Udziały giganta mobilnych układów Qualcomm (NASDAQ: QCOM) kilka dni temu wystrzeliły w powietrze i rosną dalej na wieść, że spółka rozstrzygnęła batalię patentowo-prawną z Apple (Nasdaq:AAPL). Tym samym trwająca od lat konfrontacja sądowa z miliardami dolarów w tle prawdopodobnie dobiega końca.
Według informacji płynących ze spółek, tuż przed mającą rozpocząć się właściwą wojną w sądzie, firmy wycofały wszystkie pozwy przeciwko sobie, natomiast w ramach zawartej ugody, Sadownicy mają wykonać na konta Qualcomm przelew w 'pewnej kwocie' oraz przestrzegać 6-letniego licencjonowania produktów. Korporacje doszły do wniosku, że każda ze stron ma swoje interesy i przedłużający się konflikt im się nie opłaca. Dalsza walka zagrażała fundamentalnemu modelowi biznesowemu Qualcomm, natomiast Apple potrzebuje rozwiązań do nowych iPhone'ów, których nie może im dostarczyć nikt inny.
Dla przypomnienia, Qualcomm to jeden z największych producentów układów elektronicznych wykorzystywanych w smartfonach, który nieco ponad 2 lata temu, został oskarżony przez Apple o monopolistyczne podejście w zakresie konkurencyjności oraz działalność na szkodę rozwoju branży. Chodziło oczywiście o pieniądze i rzekomą zachłanność Qualcomma w licencjonowaniu swojej technologii używanej w urządzeniach mobilnych np. Apple, która dziś jest standardem. Za Sadownikami wstawiła się Federalna Komisja Handlu, która również podniosła czynnik wysokich cen narzuconych przez Qualcomm.
W zamieszaniu swój wątek ma jeszcze Intel (Nasdaq:INTC). Według Qualcomm Apple od lat miał wysyłać do Intela poufne informacje na temat chronionej patentami technologii, stąd też wykorzystywane w ostatnich iPhone'ach modemy w procesorach od Intela miały pracować znacznie szybciej niż wcześniej.
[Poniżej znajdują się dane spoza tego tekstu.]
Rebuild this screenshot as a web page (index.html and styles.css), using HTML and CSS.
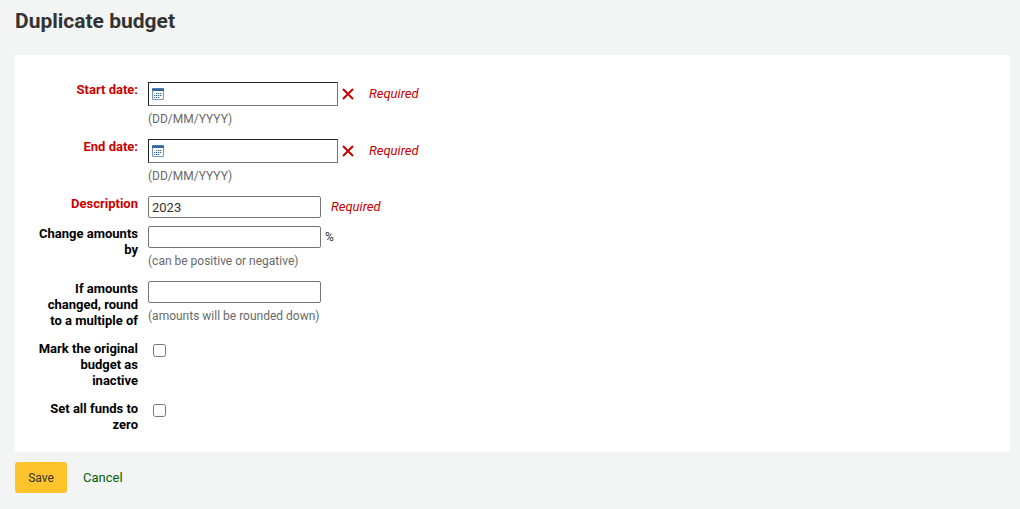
FILE: index.html
```
<!DOCTYPE html>
<html lang="en">
<head>
<meta charset="utf-8">
<title>Duplicate budget</title>
<link rel="stylesheet" href="styles.css">
</head>
<body>
<main>
<h1>Duplicate budget</h1>
<form>
<fieldset class="panel">
<div class="row">
<label class="required" for="start">Start date:</label>
<div class="field">
<div class="line"><span class="date-box"><svg class="calendar" viewBox="0 0 12 12" aria-hidden="true"><rect x=".5" y=".5" width="11" height="11" rx=".5" fill="#fff" stroke="#6f96bd"/><path d="M0 .5h12V3H0z" fill="#31659c"/><path d="M4 5.500h6M2 7.500h8M2 9.500h6" stroke="#31659c" stroke-dasharray="1.300 .7"/></svg><input type="text" id="start"></span><button class="clear" type="button" aria-label="Clear start date"><svg viewBox="0 0 12 12"><path d="M1 1l10 10M11 1L1 11" stroke="#c00" stroke-width="2"/></svg></button><span class="note">Required</span></div>
<div class="hint">(DD/MM/YYYY)</div>
</div>
</div>
<div class="row">
<label class="required" for="end">End date:</label>
<div class="field">
<div class="line"><span class="date-box"><svg class="calendar" viewBox="0 0 12 12" aria-hidden="true"><rect x=".5" y=".5" width="11" height="11" rx=".5" fill="#fff" stroke="#6f96bd"/><path d="M0 .5h12V3H0z" fill="#31659c"/><path d="M4 5.500h6M2 7.500h8M2 9.500h6" stroke="#31659c" stroke-dasharray="1.300 .7"/></svg><input type="text" id="end"></span><button class="clear" type="button" aria-label="Clear end date"><svg viewBox="0 0 12 12"><path d="M1 1l10 10M11 1L1 11" stroke="#c00" stroke-width="2"/></svg></button><span class="note">Required</span></div>
<div class="hint">(DD/MM/YYYY)</div>
</div>
</div>
<div class="row short">
<label class="required" for="description">Description</label>
<div class="field"><div class="line"><input class="text" type="text" id="description" value="2023"><span class="note">Required</span></div></div>
</div>
<div class="row">
<label for="change">Change amounts by</label>
<div class="field"><div class="line"><input class="text" type="text" id="change"><span class="percent">%</span></div><div class="hint">(can be positive or negative)</div></div>
</div>
<div class="row">
<label for="round">If amounts changed, round to a multiple of</label>
<div class="field"><div class="line"><input class="text" type="text" id="round"></div><div class="hint">(amounts will be rounded down)</div></div>
</div>
<div class="row">
<label for="inactive">Mark the original budget as inactive</label>
<div class="field"><input type="checkbox" id="inactive"></div>
</div>
<div class="row">
<label for="zero">Set all funds to zero</label>
<div class="field"><input type="checkbox" id="zero"></div>
</div>
</fieldset>
<div class="actions"><button class="save" type="submit">Save</button><a href="#">Cancel</a></div>
</form>
</main>
</body>
</html>
```
FILE: styles.css
```
* { box-sizing: border-box; }
body { margin: 0; background: #f3f4f4; color: #333; font: 13px/16px Roboto, sans-serif; }
main { padding: 8px 10px 16px 15px; }
h1 { margin: 0 0 21px; font-size: 21px; line-height: 26px; font-weight: 700; }
.panel { margin: 0; border: 0; padding: 27px 23px 19px; background: #fff; min-width: 0; }
.row { display: flex; gap: 10px; margin-bottom: 12px; }
.row:last-child { margin-bottom: 0; }
.short { margin-bottom: 8px; }
label { width: 100px; text-align: right; font-weight: 700; color: #000; }
.required, .note { color: #c00; }
.line { display: flex; align-items: center; }
.date-box { display: flex; align-items: center; width: 190px; height: 24px; padding-left: 3px; border: 1px solid; border-color: #222 #767676 #767676 #222; background: #fff; }
.date-box input { flex: 1; min-width: 0; border: 0; outline: 0; background: transparent; font: inherit; }
.calendar { width: 12px; height: 12px; }
.clear { display: flex; width: 12px; height: 12px; margin: 0 11px 0 4px; padding: 0; border: 0; background: none; }
.clear svg { width: 12px; height: 12px; }
.note { font-style: italic; margin-left: 4px; }
.text + .note { margin-left: 10px; }
.text { width: 173px; height: 22px; padding: 0 3px; border: 1px solid #767676; border-radius: 2px; color: #333; font: inherit; }
.hint { margin-top: 5px; color: #696969; font-size: 12px; }
.percent { margin-left: 4px; font-size: 12px; }
input[type="checkbox"] { display: block; width: 13px; height: 13px; margin: 3px 5px; }
.actions { display: flex; align-items: center; gap: 16px; margin-top: 10px; }
.save { width: 52px; height: 31px; border: 0; border-radius: 3px; padding: 0; background: #ffc32b; color: #333; font: inherit; font-size: 12px; }
a { color: #006100; text-decoration: none; }
```
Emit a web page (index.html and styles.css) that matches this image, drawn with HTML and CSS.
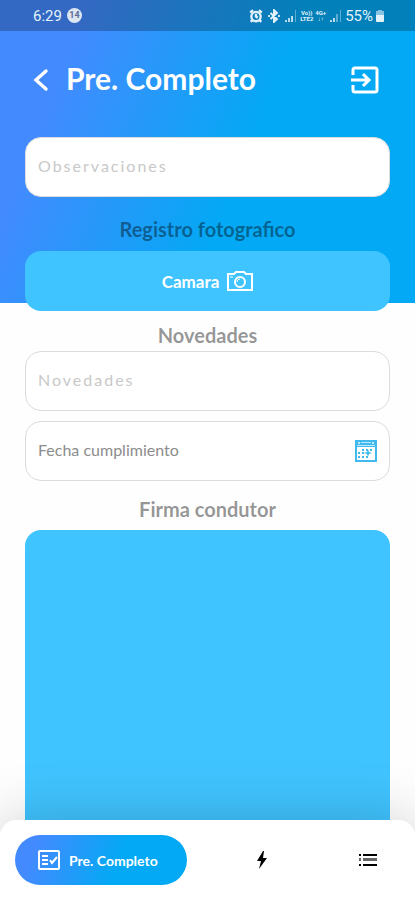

I kiedy już niemal wszyscy byli pewni, że w nowych iPhone zorientowanych na technologię 5G, znajdą się chipy od Intela, nagle tuż przed Wielkanocą Tim Cook ogłosił światu, że firmy się 'pogodziły', a w nowych iPhone'ach jednak znajdą się układy od Qualcomm, chociaż krótko przed tym, po branży chodziły plotki, że dostawcą może być, borykający się z dużymi problemami wizerunkowymi, chiński Huawei. Jednocześnie Intel wydał oświadczenie, że wycofuje się z projektu modemów 5G do smartfonów i skupi się na innych projektach. Trudno spekulować, co wpłynęło na tak zagmatfany przebieg wydarzeń, prawdopodobnie Intel doświadczył istotnych opóźnień w opracowywaniu technologii dla Sadownika, a ten nie mógł dłużej czekać, bo zostałby z 'ręką w nocniku'. Apple będąc pod ścianą zatem ugiął się i zapłacił Qualcommowi za patent na 6 lat z opcją przedłużenia o kolejne 2 lata oraz wieloletnią dostawę chipsetów. Wszystko dla dobra konsumentów.
Umowę zawarto 1 kwietnia, natomiast rynek dowiedział się o niej w dwa tygodnie później. Od tego czasu akcje Qualcomm urosły o ponad 50%, osiągając cenę 86 USD (stan na 24.04), czyli najwyższą wartość w historii notowań, przewyższającą szczytowe osiągnięcia z przełomu 1999/2000 roku, a więc bańki 'dotcomów'. Koło się zamyka.